EDUARDO DE OLIVEIRA LEITE

Há anos sou leitor assíduo da coluna "Letras Jurídicas", de Walter Ceneviva. Na semana passada o professor Ceneviva tangenciou, ainda uma vez, o tema fascinante e provocador das procriações artificiais.
Invocando as dificuldades geradas pela reprodução assistida, o articulista se reporta ao leitor para auxiliá-lo a encontrar respostas mais adequadas à desinformação e contradição que dominam o tormentoso terreno. Como a matéria já foi alvo de nossas indagações científicas -quer a nível jurídico, quer ético-, não vacilamos em apresentar algumas respostas aos questionamentos levantados.

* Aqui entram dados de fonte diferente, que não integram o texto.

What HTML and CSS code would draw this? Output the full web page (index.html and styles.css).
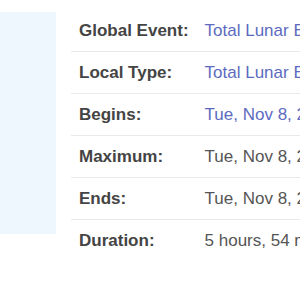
FILE: index.html
```html
<!DOCTYPE html>
<html lang="en">
<head>
  <meta charset="UTF-8">
  <title>Eclipse Details</title>
  <link rel="stylesheet" href="styles.css">
</head>
<body>

  <div class="page">
    <div class="side-panel"></div>

    <table class="event-table">
      <tr>
        <th>Global Event:</th>
        <td><a href="#">Total Lunar Eclipse</a></td>
      </tr>
      <tr>
        <th>Local Type:</th>
        <td><a href="#">Total Lunar Eclipse, visible in Example City</a></td>
      </tr>
      <tr>
        <th>Begins:</th>
        <td><a href="#">Tue, Nov 8, 2022 at 3:02 am</a></td>
      </tr>
      <tr>
        <th>Maximum:</th>
        <td>Tue, Nov 8, 2022 at 5:59 am</td>
      </tr>
      <tr>
        <th>Ends:</th>
        <td>Tue, Nov 8, 2022 at 8:56 am</td>
      </tr>
      <tr>
        <th>Duration:</th>
        <td>5 hours, 54 minutes</td>
      </tr>
    </table>
  </div>

</body>
</html>
```

FILE: styles.css
```css
* {
  margin: 0;
  padding: 0;
  box-sizing: border-box;
}

body {
  background: #fff;
  font-family: 'Liberation Sans', Arial, sans-serif;
  overflow: hidden;
}

.page {
  display: flex;
  align-items: flex-start;
  padding-top: 10px;
}

.side-panel {
  flex: 0 0 56px;
  height: 222px;
  margin-top: 2px;
  background: #eef6fe;
}

.event-table {
  flex: 0 0 auto;
  margin-left: 15px;
  border-collapse: collapse;
  font-size: 17px;
  line-height: 23px;
}

.event-table th,
.event-table td {
  padding: 9px 8px;
  text-align: left;
  white-space: nowrap;
  border-bottom: 1px solid #e9e9e9;
}

.event-table tr:last-child th,
.event-table tr:last-child td {
  border-bottom: none;
}

.event-table th {
  color: #444;
  font-weight: bold;
}

.event-table td {
  color: #555;
  width: 100%;
}

.event-table a {
  color: #5c6bc0;
  text-decoration: none;
}
```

O primeiro exemplo hipotético, da senhora cujo marido já faleceu e pretende ser engravidada pelo sêmen dele, devidamente congelado, caracteriza a inseminação "post mortem" (após a morte) e não gera dúvidas na pacífica doutrina atual: o contrato é nulo, porque inexiste descendência "post mortem", ou fecundação póstuma; e inaceitável, a nível ético, porque inadmissível a geração voluntária de uma criança órfã de pai. O nascimento de uma criança corresponde sempre a um projeto parental, do casal, e não pode, nem deve, atender os interesses egoísticos de um indivíduo (no caso em tela, a viúva).
A vontade da viúva não é a única diretriz aceitável, sob risco de se comprometer o interesse maior da criança, que continua sendo o de ter pai e mãe. Caso a viúva case novamente, o projeto de filiação é decorrente do casal e em nada dependerá do sêmen congelado, que passa a ser propriedade do centro de reprodução.

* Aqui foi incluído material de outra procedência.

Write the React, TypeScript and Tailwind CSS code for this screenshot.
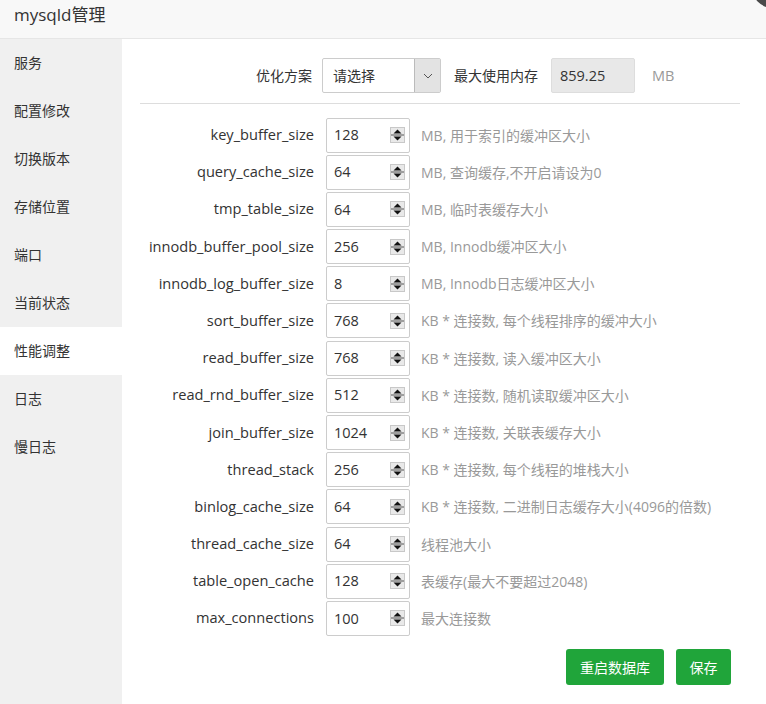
import React from 'react';

type Param = {
    name: string;
    value: string;
    note: string;
};

const menu = ['服务', '配置修改', '切换版本', '存储位置', '端口', '当前状态', '性能调整', '日志', '慢日志'];

const params: Param[] = [
    { name: 'key_buffer_size', value: '128', note: 'MB, 用于索引的缓冲区大小' },
    { name: 'query_cache_size', value: '64', note: 'MB, 查询缓存,不开启请设为0' },
    { name: 'tmp_table_size', value: '64', note: 'MB, 临时表缓存大小' },
    { name: 'innodb_buffer_pool_size', value: '256', note: 'MB, Innodb缓冲区大小' },
    { name: 'innodb_log_buffer_size', value: '8', note: 'MB, Innodb日志缓冲区大小' },
    { name: 'sort_buffer_size', value: '768', note: 'KB * 连接数, 每个线程排序的缓冲大小' },
    { name: 'read_buffer_size', value: '768', note: 'KB * 连接数, 读入缓冲区大小' },
    { name: 'read_rnd_buffer_size', value: '512', note: 'KB * 连接数, 随机读取缓冲区大小' },
    { name: 'join_buffer_size', value: '1024', note: 'KB * 连接数, 关联表缓存大小' },
    { name: 'thread_stack', value: '256', note: 'KB * 连接数, 每个线程的堆栈大小' },
    { name: 'binlog_cache_size', value: '64', note: 'KB * 连接数, 二进制日志缓存大小(4096的倍数)' },
    { name: 'thread_cache_size', value: '64', note: '线程池大小' },
    { name: 'table_open_cache', value: '128', note: '表缓存(最大不要超过2048)' },
    { name: 'max_connections', value: '100', note: '最大连接数' },
];

function Spinner() {
    return (
        <svg width="15" height="16" viewBox="0 0 15 16" className="shrink-0">
            <rect x="0.5" y="0.5" width="14" height="15" fill="#e9e9e9" stroke="#c8c8c8" />
            <line x1="1" y1="8" x2="14" y2="8" fill="none" stroke="#555" strokeWidth="1" />
            <path d="M7.5 2.5 L11.5 6.5 L3.5 6.5 Z" fill="#111" />
            <path d="M3.5 9.5 L11.5 9.5 L7.5 13.5 Z" fill="#111" />
        </svg>
    );
}

export default function App() {
    return (
        <div
            className="relative h-[704px] w-[766px] overflow-hidden bg-white text-[#333]"
            style={{ fontFamily: '"Open Sans", "Noto Sans CJK SC", sans-serif' }}
        >
            <div className="h-[39px] border-b border-[#e6e6e6] bg-[#f8f8f8] pl-[14px] text-[17px] leading-[30px] text-[#333]">
                mysqld管理
            </div>
            <div className="absolute left-[750px] top-[-43px] h-[52px] w-[52px] rounded-full bg-[#4a4a4a]" />

            <div className="flex h-[665px]">
                <div className="w-[122px] shrink-0 bg-[#f0f0f0]">
                    {menu.map((item) => (
                        <div
                            key={item}
                            className={
                                item === '性能调整'
                                    ? 'h-[48px] bg-white pl-[14px] text-[14px] leading-[48px]'
                                    : 'h-[48px] pl-[14px] text-[14px] leading-[48px]'
                            }
                        >
                            {item}
                        </div>
                    ))}
                </div>

                <div className="flex-1 pl-[18px] pt-[19px]">
                    <div className="flex h-[35px] items-center text-[14px]">
                        <div className="w-[182px] pr-[10px] text-right">优化方案</div>
                        <div className="flex h-[35px] w-[119px] rounded-[2px] border border-[#ccc] bg-white">
                            <div className="flex-1 pl-[10px] leading-[33px]">请选择</div>
                            <div className="flex w-[26px] items-center justify-center border-l border-[#bbb] bg-[#e3e3e3]">
                                <svg width="10" height="6" viewBox="0 0 10 6">
                                    <path d="M1 1 L5 5 L9 1" fill="none" stroke="#555" strokeWidth="1" />
                                </svg>
                            </div>
                        </div>
                        <div className="ml-[13px]">最大使用内存</div>
                        <div className="ml-[13px] h-[35px] w-[84px] rounded-[2px] border border-[#ddd] bg-[#e8e8e8] pl-[8px] text-[14.5px] leading-[33px]">
                            859.25
                        </div>
                        <div className="ml-[17px] text-[14.5px] text-[#999]">MB</div>
                    </div>

                    <div className="mt-[10px] w-[600px] border-t border-[#ddd]" />

                    <div className="mt-[14px] flex flex-col gap-[3.2px]">
                        {params.map((p) => (
                            <div key={p.name} className="flex h-[34px] items-center text-[14px]">
                                <div className="w-[186px] pr-[12px] text-right text-[14.6px]">{p.name}</div>
                                <div className="flex h-[35px] w-[84px] items-center rounded-[2px] border border-[#ccc] pl-[7px] pr-[4px] text-[14.5px]">
                                    <div className="flex-1">{p.value}</div>
                                    <Spinner />
                                </div>
                                <div className="ml-[11px] text-[#999]">{p.note}</div>
                            </div>
                        ))}
                    </div>

                    <div className="mt-[14px] flex w-[591px] justify-end gap-[12px] text-[14px]">
                        <button className="h-[36px] w-[98px] rounded-[3px] bg-[#20a53a] text-white">重启数据库</button>
                        <button className="h-[36px] w-[55px] rounded-[3px] bg-[#20a53a] text-white">保存</button>
                    </div>
                </div>
            </div>
        </div>
    );
}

No caso da mulher sexagenária que "empresta" seu útero à filha que não pode engravidar, a criança, uma vez nascida, certamente será entregue ao casal, mas, juridicamente falando, a mãe gestacional (que leva a termo a gravidez impossível da mãe genética) é a mãe dessa criança, e, se ela se negar a entregar o filho ao casal solicitante, nada a obriga a fazê-lo, já que qualquer contrato que venha a ser estabelecido em tais casos não tem qualquer eficácia jurídica.
Por isso andou bem a Resolução do Conselho Federal de Medicina (nº 1.358/92) ao propor que as doadoras temporárias de útero pertençam à família da doadora genética (de onde provém o óvulo) e que a doação não tenha caráter lucrativo ou comercial. Isto é, no caso da mãe de substituição, excepcionalmente, uma parente (mãe, no nosso caso) se negaria a entregar o filho concebido à filha (que não pode gerá-lo).

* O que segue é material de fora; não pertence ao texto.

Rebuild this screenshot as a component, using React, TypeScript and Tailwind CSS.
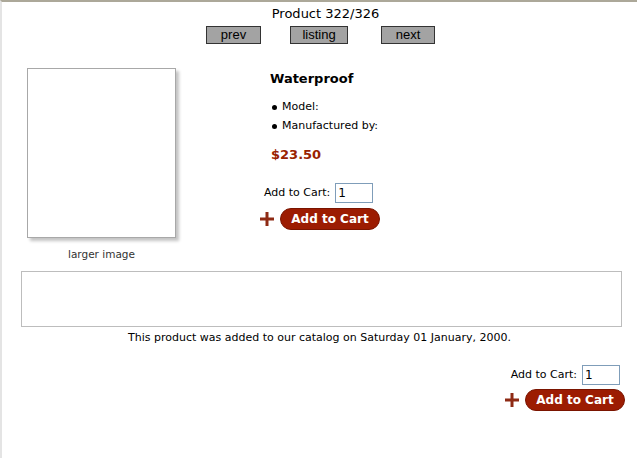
import React from 'react';

const Plus = () => (
  <svg width="16" height="16" viewBox="0 0 16 16" className="shrink-0">
    <path d="M8 1v14M1 8h14" stroke="#8e2a14" strokeWidth="3" />
  </svg>
);

const QtyRow = () => (
  <div className="flex items-center gap-[5px]">
    <span className="text-[11px]">Add to Cart:</span>
    <div className="flex h-[20px] w-[38px] items-center border border-[#7f9db9] bg-white px-[2px] text-[12px]">1</div>
  </div>
);

const CartButton = () => (
  <div className="flex items-center gap-[5px]">
    <Plus />
    <button className="flex h-[22px] w-[100px] items-center justify-center rounded-full border border-[#7a1400] bg-[#9c1c02] text-[12px] font-bold text-white">
      Add to Cart
    </button>
  </div>
);

const NavButton = ({ label, w, ml }: { label: string; w: string; ml: string }) => (
  <button className={`${w} ${ml} h-[18px] border border-[#333] bg-[#a3a3a3] font-['Liberation_Sans',Arial,sans-serif] text-[13px] leading-[16px] text-black`}>
    {label}
  </button>
);

export default function App() {
  return (
    <div className="min-h-[458px] w-[637px] border-l-2 border-t-2 border-l-[#e4e4e4] border-t-[#aca899] bg-white font-['DejaVu_Sans',sans-serif] text-[11px] text-black">
      <div className="pl-[12px] pt-[5px] text-center text-[13px] leading-[14px]">Product 322/326</div>
      <div className="mt-[5px] flex">
        <NavButton label="prev" w="w-[55px]" ml="ml-[204px]" />
        <NavButton label="listing" w="w-[58px]" ml="ml-[29px]" />
        <NavButton label="next" w="w-[54px]" ml="ml-[33px]" />
      </div>

      <div className="mt-[24px] flex">
        <div className="ml-[25px] flex w-[149px] flex-col items-center">
          <div className="h-[170px] w-[149px] border border-[#a8a8a8] bg-white shadow-[3px_3px_3px_#c4c4c4]" />
          <div className="mt-[9px] text-[10.5px] leading-[14px] text-[#333]">larger image</div>
        </div>

        <div className="ml-[83px] flex flex-col">
          <div className="pl-[11px] pt-[2px] text-[13px] font-bold leading-[18px]">Waterproof</div>
          <ul className="mt-[12px] flex flex-col gap-[5px] pl-[13px] text-[11px] leading-[14px]">
            <li className="flex items-center gap-[5px]"><span className="inline-block h-[5px] w-[5px] rounded-full bg-black" />Model:</li>
            <li className="flex items-center gap-[5px]"><span className="inline-block h-[5px] w-[5px] rounded-full bg-black" />Manufactured by:</li>
          </ul>
          <div className="mt-[14px] pl-[12px] text-[13px] font-bold leading-[16px] text-[#992200]">$23.50</div>
          <div className="mt-[20px] pl-[5px]">
            <QtyRow />
          </div>
          <div className="mt-[5px]">
            <CartButton />
          </div>
        </div>
      </div>

      <div className="ml-[19px] mt-[10px] h-[56px] w-[601px] border border-[#bdbdbd]" />
      <div className="mt-[4px] text-center text-[11px] leading-[14px]">
        This product was added to our catalog on Saturday 01 January, 2000.
      </div>

      <div className="mr-[12px] mt-[20px] flex flex-col items-end">
        <div className="pr-[5px]">
          <QtyRow />
        </div>
        <div className="mt-[4px]">
          <CartButton />
        </div>
      </div>
    </div>
  );
}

A terceira hipótese, do casal ocidental que contrata os serviços de um centro de reprodução e que, por erro clínico, vê nascer uma criança com traços orientais, é solucionável mediante ação de responsabilidade civil, devidamente prevista em nossa legislação atual na reparação do dano. Quanto à responsabilidade dos pais pelo filho nascido de inseminação heteróloga, ela não suscita dúvidas, desde que a clínica tenha tomado a cautela de exigir manifestação inequívoca dos pais. Se a mulher se submeteu à inseminação sem consentimento do marido, ela é a única responsável pelo seu ato, e o marido pode promover a dissolução da sociedade conjugal, mediante separação judicial litigiosa. Se ambos rejeitaram a criança, responderão penalmente pelo ato. Se o casal se separar após a inseminação, a responsabilidade parental (guarda, alimentos etc.) persiste, e, se porventura, o bebê nascer defeituoso, tal erro de natureza não os exime da obrigação parental.
O direito brasileiro não tem acompanhado a evolução científica. Concordamos com o articulista. Mas o estágio atual da pesquisa e a maturidade ética que atingimos sempre indicarão caminhos suficientemente justos para defender o bem maior: a criança.